Committee continues physics gender inquiry

As the physics department continues its investigation of sexual harassment, faculty members said any hostility is not exclusively a gender issue but an expression of a climate problem throughout all of physics.

Concerns about the department's atmosphere surfaced nearly two years ago when complaints of sexual misconduct resulted in legal action. Meanwhile, the department has struggled to address these and similar incidents, as it continues to seek an appropriate course of action to deal with gender issues and collegiality in general.

"Ranging from overt sexual harassment progressively to insidious climate issues, I think it is clear that in the past certainly we've had problems in that whole range," said Harold Baranger, chair of physics.

A gender relations committee, comprised of physics faculty, has met for the past year to investigate the climate in the department and formulate solutions. So far, their primary goal has been to create a dialogue about sexual misconduct.

"The most important thing is just not being afraid to discuss those kinds of issues-the ones that have sexual undertones-any more than we are afraid to talk about how handwriting is too small on the blackboard," said Roxanne Springer, an associate professor and member of the committee.

Dean of Natural Sciences Berndt Mueller, who was chair of the department when some alleged incidents took place, has remained out of the process to avoid a conflict of interest between his allegiances in the physics department and his role as an administrator. He said, however, that the department has "addressed these issues in a way that they have not been addressed before, as climate issues rather than incidents."

Yet despite their progress, members of the department said they have been disappointed by a lack of administrative support. "Some sort of advisory committee would certainly have helped us a lot," Baranger said. "It's really been a complete vacuum."

In summer 2000, William Chafe, dean of the faculty of arts and sciences, created a standing committee to address the physics gender climate as part of a settlement for a sexual harassment suit involving a member of the department.

The committee-known as the Bryant Committee and comprised of three faculty members throughout the sciences-spent a year collecting information on specific incidents of harassment and this year, the Bryant Committee has been charged with evaluating the department's gender climate as well.

Chafe said the Bryant Committee still exists, although Linda McGown, a member of the committee, said she was unsure when the group had last met. McGown, also a professor of chemistry, added that most recently, she has informally advised department members on how to proceed.

She praised the actions taken so far. "It's been a true grassroots effort to make fundamental changes in the department," she said.

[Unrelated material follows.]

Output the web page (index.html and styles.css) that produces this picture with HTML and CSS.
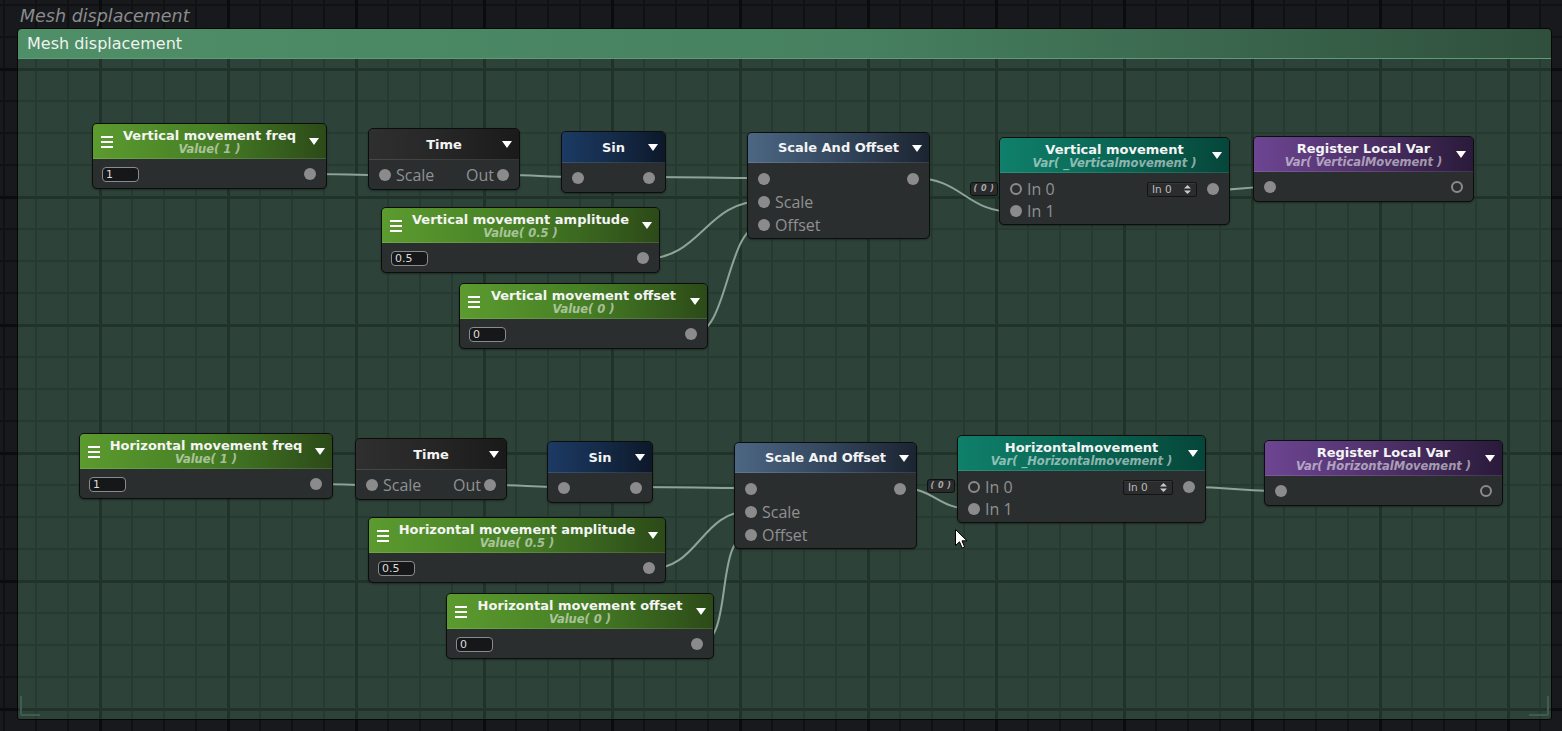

In late February, faculty members passed a resolution without objection constructed by the internal committee regarding appropriate behavior. The resolution takes a preventative stance on sexual harassment. "It is not sufficient for a faculty member to assume that he/she is behaving correctly as long as the student does not complain," the statement reads.

A list of goals adopted at the same time also includes similar provisions, such as developing "a detailed protocol for addressing alleged or suspected inappropriate behavior even in the absence of a complaint."

Several in the department have reacted negatively to the new guidelines.

"I'm angry and I'm not the only one that's angry," said Professor Emeritus Lawrence Evans, who said he is worried the code of conduct would be used to further personal vendettas rather than to prevent harassment. "The resolution is too vague to be positively useful and not too vague to be possibly negative," he added.

Others argue still that the department has overreacted to what amount to only a couple of complaints. Baranger met with faculty and graduate students throughout March to distribute a list of alleged incidents of sexual harassment over the past decade.

Evans and several other faculty members and graduate students have argued that the list's claims are either minor or unsubstantiated.

"When you go through these one by one, this list is just like Joe McCarthy's 1950s list of communists in the State Department," Evans said. "They're getting the climate they want-where people are afraid to be around them."

Department leaders acknowledge that some of the definitions adopted are somewhat extreme, but argue that such a reaction is necessary.

"In any correction, there's got to be an overshoot," said Henry Weller, director of graduate studies. "Then you finally find a middle ground."

Graduate students said the way the department has dealt with sexual harassment and its climate is getting better, but some worry that the focus on gender discrimination may be masking other departmental problems-such as a lack of communication, poor advising, jumbled power structures and geographic dispersion among the Physics Building, the Free Electron Laser Laboratory and the Triangle Universities Nuclear Laboratory.

"It's possible that the department has put everything under the umbrella of gender problems because it's easier than admitting that there is an endemic climate problem," said fourth-year graduate student Kevin Chalut.

Even as faculty address gender climate, they are beginning to recognize the department's atmosphere is not destructive only to women. "When I look back at the most egregious harassment cases, they were not gender related," Mueller said.

Plans to change the gender relations committee to a general climate committee are being discussed in the hope that greater cohesion will alleviate any lingering hostility.

"The gender problem is an exaggeration of the larger climate problem," Weller said. "We realize that fixing the gender problem is tied to fixing the larger problem."